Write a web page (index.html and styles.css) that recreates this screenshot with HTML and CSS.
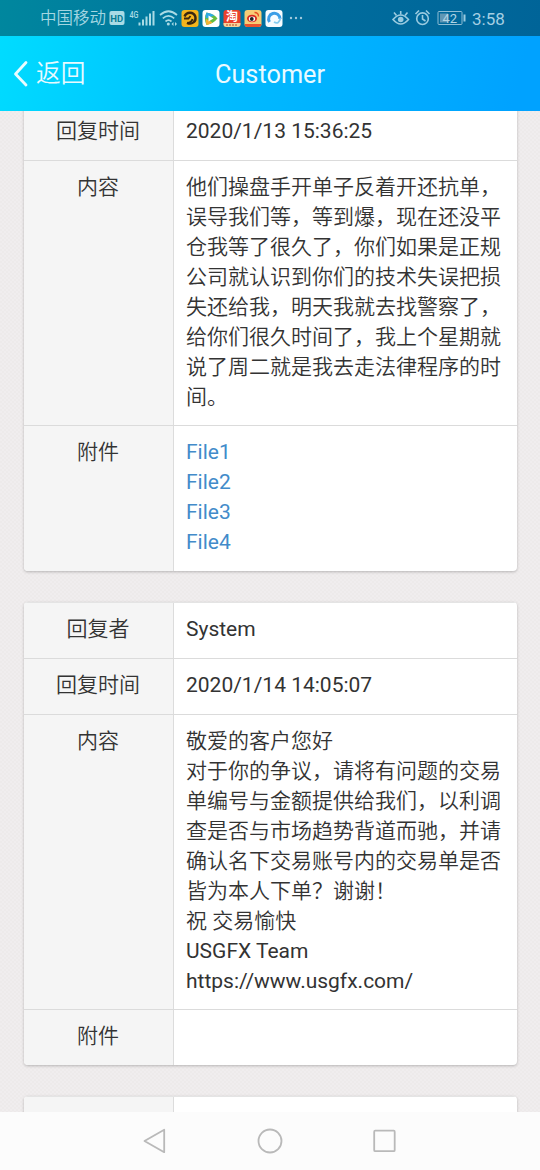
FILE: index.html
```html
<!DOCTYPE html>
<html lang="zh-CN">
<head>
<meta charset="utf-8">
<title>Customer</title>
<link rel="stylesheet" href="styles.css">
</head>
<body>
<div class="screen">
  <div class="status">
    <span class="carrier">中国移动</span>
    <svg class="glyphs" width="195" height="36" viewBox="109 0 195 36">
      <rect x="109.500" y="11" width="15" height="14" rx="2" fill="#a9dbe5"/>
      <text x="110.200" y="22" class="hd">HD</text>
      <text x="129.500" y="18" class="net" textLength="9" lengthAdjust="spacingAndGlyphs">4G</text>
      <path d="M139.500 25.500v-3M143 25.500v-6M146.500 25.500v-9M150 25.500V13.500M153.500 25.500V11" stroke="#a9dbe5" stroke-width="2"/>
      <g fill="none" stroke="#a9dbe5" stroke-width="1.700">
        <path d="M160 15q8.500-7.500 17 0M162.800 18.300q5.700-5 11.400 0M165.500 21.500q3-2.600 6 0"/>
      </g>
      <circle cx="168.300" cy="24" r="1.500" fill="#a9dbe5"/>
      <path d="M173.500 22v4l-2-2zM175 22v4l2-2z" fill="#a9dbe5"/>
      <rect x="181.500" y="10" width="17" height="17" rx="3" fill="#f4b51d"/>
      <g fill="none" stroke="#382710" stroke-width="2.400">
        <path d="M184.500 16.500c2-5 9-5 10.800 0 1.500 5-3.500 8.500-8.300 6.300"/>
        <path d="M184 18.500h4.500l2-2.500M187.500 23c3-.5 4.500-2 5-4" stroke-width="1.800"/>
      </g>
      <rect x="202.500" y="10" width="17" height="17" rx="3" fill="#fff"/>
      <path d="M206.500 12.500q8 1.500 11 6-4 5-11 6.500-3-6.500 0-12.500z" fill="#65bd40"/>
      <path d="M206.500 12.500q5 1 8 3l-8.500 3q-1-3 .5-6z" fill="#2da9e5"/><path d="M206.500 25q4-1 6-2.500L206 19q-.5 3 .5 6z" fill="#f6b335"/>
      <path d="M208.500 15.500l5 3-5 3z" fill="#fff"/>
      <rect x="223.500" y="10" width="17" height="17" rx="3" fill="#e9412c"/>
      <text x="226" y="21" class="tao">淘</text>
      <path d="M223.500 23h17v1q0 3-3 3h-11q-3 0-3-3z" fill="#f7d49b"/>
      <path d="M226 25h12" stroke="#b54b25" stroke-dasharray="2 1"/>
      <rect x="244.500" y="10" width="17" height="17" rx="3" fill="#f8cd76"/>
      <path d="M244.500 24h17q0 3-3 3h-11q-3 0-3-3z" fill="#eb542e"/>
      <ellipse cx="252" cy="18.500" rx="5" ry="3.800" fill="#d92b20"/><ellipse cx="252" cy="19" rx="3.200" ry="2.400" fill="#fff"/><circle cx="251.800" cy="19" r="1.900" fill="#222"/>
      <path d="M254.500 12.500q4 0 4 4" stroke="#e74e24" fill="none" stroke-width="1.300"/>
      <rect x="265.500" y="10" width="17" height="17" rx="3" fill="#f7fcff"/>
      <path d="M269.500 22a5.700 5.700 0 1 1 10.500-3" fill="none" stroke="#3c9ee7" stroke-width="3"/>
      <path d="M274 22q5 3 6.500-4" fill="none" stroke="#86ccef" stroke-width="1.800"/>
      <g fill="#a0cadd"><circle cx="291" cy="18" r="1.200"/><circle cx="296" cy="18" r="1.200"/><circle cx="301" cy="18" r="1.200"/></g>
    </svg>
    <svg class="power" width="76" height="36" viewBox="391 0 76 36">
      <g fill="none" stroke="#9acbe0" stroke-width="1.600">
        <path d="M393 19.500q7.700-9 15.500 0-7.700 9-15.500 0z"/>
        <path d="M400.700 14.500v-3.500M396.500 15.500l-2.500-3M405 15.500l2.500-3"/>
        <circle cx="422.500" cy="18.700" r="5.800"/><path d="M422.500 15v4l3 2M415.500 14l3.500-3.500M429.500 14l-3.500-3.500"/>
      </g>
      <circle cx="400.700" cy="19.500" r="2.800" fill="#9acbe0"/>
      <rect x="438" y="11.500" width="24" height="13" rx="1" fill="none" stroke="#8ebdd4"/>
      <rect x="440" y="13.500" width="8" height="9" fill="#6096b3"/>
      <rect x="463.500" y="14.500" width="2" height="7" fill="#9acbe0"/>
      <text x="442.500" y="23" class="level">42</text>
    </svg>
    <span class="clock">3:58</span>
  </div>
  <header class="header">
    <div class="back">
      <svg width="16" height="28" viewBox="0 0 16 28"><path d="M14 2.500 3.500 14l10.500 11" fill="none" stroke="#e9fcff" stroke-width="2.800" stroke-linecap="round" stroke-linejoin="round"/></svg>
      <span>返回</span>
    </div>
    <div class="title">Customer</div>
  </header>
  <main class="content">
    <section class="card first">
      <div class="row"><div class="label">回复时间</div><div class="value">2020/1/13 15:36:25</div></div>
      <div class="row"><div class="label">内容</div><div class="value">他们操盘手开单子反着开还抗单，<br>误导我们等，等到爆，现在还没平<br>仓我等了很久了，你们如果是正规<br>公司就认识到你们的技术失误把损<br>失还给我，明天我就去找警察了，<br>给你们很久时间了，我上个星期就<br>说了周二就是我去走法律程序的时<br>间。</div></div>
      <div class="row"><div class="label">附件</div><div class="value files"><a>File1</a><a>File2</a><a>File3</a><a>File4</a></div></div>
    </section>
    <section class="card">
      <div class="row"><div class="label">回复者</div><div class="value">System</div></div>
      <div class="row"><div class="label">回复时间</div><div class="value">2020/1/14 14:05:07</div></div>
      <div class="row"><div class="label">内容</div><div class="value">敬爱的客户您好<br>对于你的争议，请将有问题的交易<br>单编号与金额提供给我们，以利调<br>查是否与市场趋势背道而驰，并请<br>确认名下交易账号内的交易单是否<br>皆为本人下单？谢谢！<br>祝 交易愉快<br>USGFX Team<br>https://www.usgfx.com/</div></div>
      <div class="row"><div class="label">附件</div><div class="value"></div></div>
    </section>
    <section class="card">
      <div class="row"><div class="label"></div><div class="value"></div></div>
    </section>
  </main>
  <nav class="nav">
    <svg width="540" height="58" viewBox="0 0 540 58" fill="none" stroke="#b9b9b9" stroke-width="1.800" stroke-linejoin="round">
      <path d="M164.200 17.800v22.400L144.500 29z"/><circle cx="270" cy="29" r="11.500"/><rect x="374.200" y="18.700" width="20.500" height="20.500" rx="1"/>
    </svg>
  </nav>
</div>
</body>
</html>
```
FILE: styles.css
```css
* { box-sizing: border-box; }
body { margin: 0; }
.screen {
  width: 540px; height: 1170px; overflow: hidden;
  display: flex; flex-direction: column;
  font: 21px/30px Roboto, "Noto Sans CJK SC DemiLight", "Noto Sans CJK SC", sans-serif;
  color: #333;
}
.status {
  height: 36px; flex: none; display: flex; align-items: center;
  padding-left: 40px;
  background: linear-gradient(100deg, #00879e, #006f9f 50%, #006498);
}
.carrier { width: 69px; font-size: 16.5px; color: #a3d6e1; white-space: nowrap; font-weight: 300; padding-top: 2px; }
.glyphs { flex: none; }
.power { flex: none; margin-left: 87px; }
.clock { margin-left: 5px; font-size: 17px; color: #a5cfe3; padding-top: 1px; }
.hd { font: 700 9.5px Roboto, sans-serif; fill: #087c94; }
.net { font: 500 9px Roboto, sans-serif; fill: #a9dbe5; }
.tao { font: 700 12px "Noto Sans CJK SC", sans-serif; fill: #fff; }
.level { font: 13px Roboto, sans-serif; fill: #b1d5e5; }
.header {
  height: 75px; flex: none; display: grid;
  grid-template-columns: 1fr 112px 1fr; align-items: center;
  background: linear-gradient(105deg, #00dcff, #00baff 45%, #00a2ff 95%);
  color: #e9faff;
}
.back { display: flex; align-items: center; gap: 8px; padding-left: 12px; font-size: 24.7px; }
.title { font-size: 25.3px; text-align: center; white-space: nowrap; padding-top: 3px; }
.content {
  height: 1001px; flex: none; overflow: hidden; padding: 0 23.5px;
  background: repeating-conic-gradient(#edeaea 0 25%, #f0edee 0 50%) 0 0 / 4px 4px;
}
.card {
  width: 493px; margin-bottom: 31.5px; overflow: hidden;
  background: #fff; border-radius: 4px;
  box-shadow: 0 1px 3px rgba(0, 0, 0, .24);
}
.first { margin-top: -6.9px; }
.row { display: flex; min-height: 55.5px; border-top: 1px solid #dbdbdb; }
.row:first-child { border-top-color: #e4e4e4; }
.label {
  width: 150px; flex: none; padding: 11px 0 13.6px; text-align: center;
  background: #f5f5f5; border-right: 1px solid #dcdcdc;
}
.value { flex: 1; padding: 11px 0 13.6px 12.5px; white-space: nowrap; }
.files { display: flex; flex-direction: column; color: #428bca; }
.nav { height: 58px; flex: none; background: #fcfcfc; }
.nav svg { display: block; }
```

● **GIVEN EXERCISE**
Which lines hold the word "index"? Copy all of them.

● **EXERCISE ANSWER**
Write a web page (index.html and styles.css) that recreates this screenshot with HTML and CSS.
FILE: index.html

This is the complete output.